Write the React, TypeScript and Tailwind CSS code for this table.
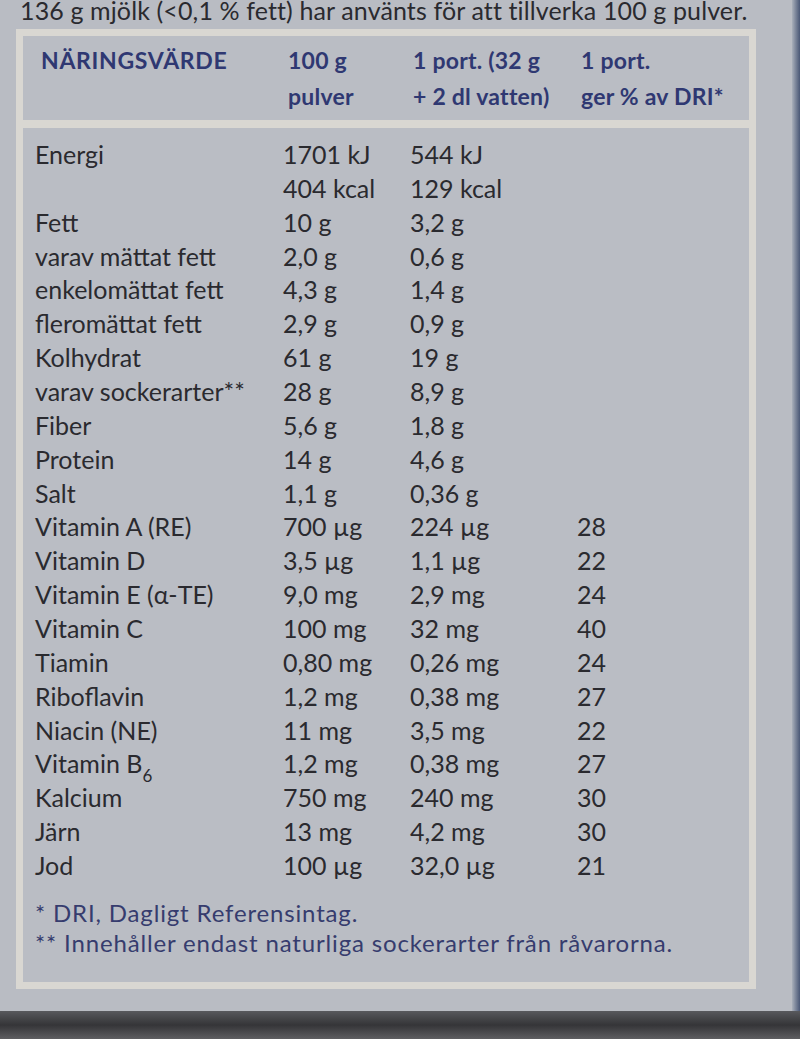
const rows: [string | React.ReactNode, string, string, string][] = [
  ["Energi", "1701 kJ", "544 kJ", ""],
  ["", "404 kcal", "129 kcal", ""],
  ["Fett", "10 g", "3,2 g", ""],
  ["varav mättat fett", "2,0 g", "0,6 g", ""],
  ["enkelomättat fett", "4,3 g", "1,4 g", ""],
  ["fleromättat fett", "2,9 g", "0,9 g", ""],
  ["Kolhydrat", "61 g", "19 g", ""],
  ["varav sockerarter**", "28 g", "8,9 g", ""],
  ["Fiber", "5,6 g", "1,8 g", ""],
  ["Protein", "14 g", "4,6 g", ""],
  ["Salt", "1,1 g", "0,36 g", ""],
  ["Vitamin A (RE)", "700 µg", "224 µg", "28"],
  ["Vitamin D", "3,5 µg", "1,1 µg", "22"],
  ["Vitamin E (α-TE)", "9,0 mg", "2,9 mg", "24"],
  ["Vitamin C", "100 mg", "32 mg", "40"],
  ["Tiamin", "0,80 mg", "0,26 mg", "24"],
  ["Riboflavin", "1,2 mg", "0,38 mg", "27"],
  ["Niacin (NE)", "11 mg", "3,5 mg", "22"],
  [
    <>
      Vitamin B<sub className="text-[17px] align-[-4px]">6</sub>
    </>,
    "1,2 mg",
    "0,38 mg",
    "27",
  ],
  ["Kalcium", "750 mg", "240 mg", "30"],
  ["Järn", "13 mg", "4,2 mg", "30"],
  ["Jod", "100 µg", "32,0 µg", "21"],
];

export default function App() {
  return (
    <div className="relative h-[1039px] w-[800px] overflow-hidden bg-[#b9bcc3] font-['Lato',sans-serif] text-[#2a2a2f]">
      <p className="mt-[-3px] pl-[20px] text-[25px] leading-[26px] tracking-[0.005em] whitespace-nowrap">
        136 g mjölk (&lt;0,1 % fett) har använts för att tillverka 100 g pulver.
      </p>

      <div className="ml-[16px] mt-[6px] flex w-[740px] flex-col border-[7px] border-[#d9d7d2] bg-[#babdc4]">
        <div className="grid h-[84px] grid-cols-[248px_127px_167px_1fr] pl-[15px] pt-[6px] text-[23px] leading-[36px] font-bold tracking-[0.01em] text-[#2f3872]">
          <div className="pl-[3px] tracking-[0.03em]">NÄRINGSVÄRDE</div>
          <div className="pl-[2px]">
            100 g
            <br />
            pulver
          </div>
          <div>
            1 port. (32 g
            <br />+ 2 dl vatten)
          </div>
          <div className="pl-[1px] whitespace-nowrap">
            1 port.
            <br />
            ger % av DRI*
          </div>
        </div>
        <div className="h-[8px] bg-[#d9d7d2]" />
        <div className="flex flex-col pl-[12px] pt-[8px] pb-[24px]">
          {rows.map((r, i) => (
            <div
              key={i}
              className="grid h-[33.86px] grid-cols-[248px_127px_167px_1fr] items-center text-[25px] tracking-[0em] whitespace-nowrap"
            >
              <div>{r[0]}</div>
              <div>{r[1]}</div>
              <div>{r[2]}</div>
              <div>{r[3]}</div>
            </div>
          ))}
          <div className="mt-[17px] text-[24px] leading-[30px] tracking-[0.035em] text-[#363c6e] whitespace-nowrap">
            <div>* DRI, Dagligt Referensintag.</div>
            <div>** Innehåller endast naturliga sockerarter från råvarorna.</div>
          </div>
        </div>
      </div>

      <div className="absolute right-0 top-0 h-[1012px] w-[8px] bg-gradient-to-r from-[#aab0ba] to-[#4a5775]" />
      <div className="absolute bottom-0 left-0 h-[28px] w-full bg-gradient-to-b from-[#58595d] via-[#353538] to-[#5e5e61]" />
    </div>
  );
}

= = = = =

| AIM |
Repeat the material above verbatim. Leave the pictures behind.

| WORKED SOLUTION |
Write the React, TypeScript and Tailwind CSS code for this table.
const rows: [string | React.ReactNode, string, string, string][] = [
  ["Energi", "1701 kJ", "544 kJ", ""],
  ["", "404 kcal", "129 kcal", ""],
  ["Fett", "10 g", "3,2 g", ""],
  ["varav mättat fett", "2,0 g", "0,6 g", ""],
  ["enkelomättat fett", "4,3 g", "1,4 g", ""],
  ["fleromättat fett", "2,9 g", "0,9 g", ""],
  ["Kolhydrat", "61 g", "19 g", ""],
  ["varav sockerarter**", "28 g", "8,9 g", ""],
  ["Fiber", "5,6 g", "1,8 g", ""],
  ["Protein", "14 g", "4,6 g", ""],
  ["Salt", "1,1 g", "0,36 g", ""],
  ["Vitamin A (RE)", "700 µg", "224 µg", "28"],
  ["Vitamin D", "3,5 µg", "1,1 µg", "22"],
  ["Vitamin E (α-TE)", "9,0 mg", "2,9 mg", "24"],
  ["Vitamin C", "100 mg", "32 mg", "40"],
  ["Tiamin", "0,80 mg", "0,26 mg", "24"],
  ["Riboflavin", "1,2 mg", "0,38 mg", "27"],
  ["Niacin (NE)", "11 mg", "3,5 mg", "22"],
  [
    <>
      Vitamin B<sub className="text-[17px] align-[-4px]">6</sub>
    </>,
    "1,2 mg",
    "0,38 mg",
    "27",
  ],
  ["Kalcium", "750 mg", "240 mg", "30"],
  ["Järn", "13 mg", "4,2 mg", "30"],
  ["Jod", "100 µg", "32,0 µg", "21"],
];

export default function App() {
  return (
    <div className="relative h-[1039px] w-[800px] overflow-hidden bg-[#b9bcc3] font-['Lato',sans-serif] text-[#2a2a2f]">
      <p className="mt-[-3px] pl-[20px] text-[25px] leading-[26px] tracking-[0.005em] whitespace-nowrap">
        136 g mjölk (&lt;0,1 % fett) har använts för att tillverka 100 g pulver.
      </p>

      <div className="ml-[16px] mt-[6px] flex w-[740px] flex-col border-[7px] border-[#d9d7d2] bg-[#babdc4]">
        <div className="grid h-[84px] grid-cols-[248px_127px_167px_1fr] pl-[15px] pt-[6px] text-[23px] leading-[36px] font-bold tracking-[0.01em] text-[#2f3872]">
          <div className="pl-[3px] tracking-[0.03em]">NÄRINGSVÄRDE</div>
          <div className="pl-[2px]">
            100 g
            <br />
            pulver
          </div>
          <div>
            1 port. (32 g
            <br />+ 2 dl vatten)
          </div>
          <div className="pl-[1px] whitespace-nowrap">
            1 port.
            <br />
            ger % av DRI*
          </div>
        </div>
        <div className="h-[8px] bg-[#d9d7d2]" />
        <div className="flex flex-col pl-[12px] pt-[8px] pb-[24px]">
          {rows.map((r, i) => (
            <div
              key={i}
              className="grid h-[33.86px] grid-cols-[248px_127px_167px_1fr] items-center text-[25px] tracking-[0em] whitespace-nowrap"
            >
              <div>{r[0]}</div>
              <div>{r[1]}</div>
              <div>{r[2]}</div>
              <div>{r[3]}</div>
            </div>
          ))}
          <div className="mt-[17px] text-[24px] leading-[30px] tracking-[0.035em] text-[#363c6e] whitespace-nowrap">
            <div>* DRI, Dagligt Referensintag.</div>
            <div>** Innehåller endast naturliga sockerarter från råvarorna.</div>
          </div>
        </div>
      </div>

      <div className="absolute right-0 top-0 h-[1012px] w-[8px] bg-gradient-to-r from-[#aab0ba] to-[#4a5775]" />
      <div className="absolute bottom-0 left-0 h-[28px] w-full bg-gradient-to-b from-[#58595d] via-[#353538] to-[#5e5e61]" />
    </div>
  );
}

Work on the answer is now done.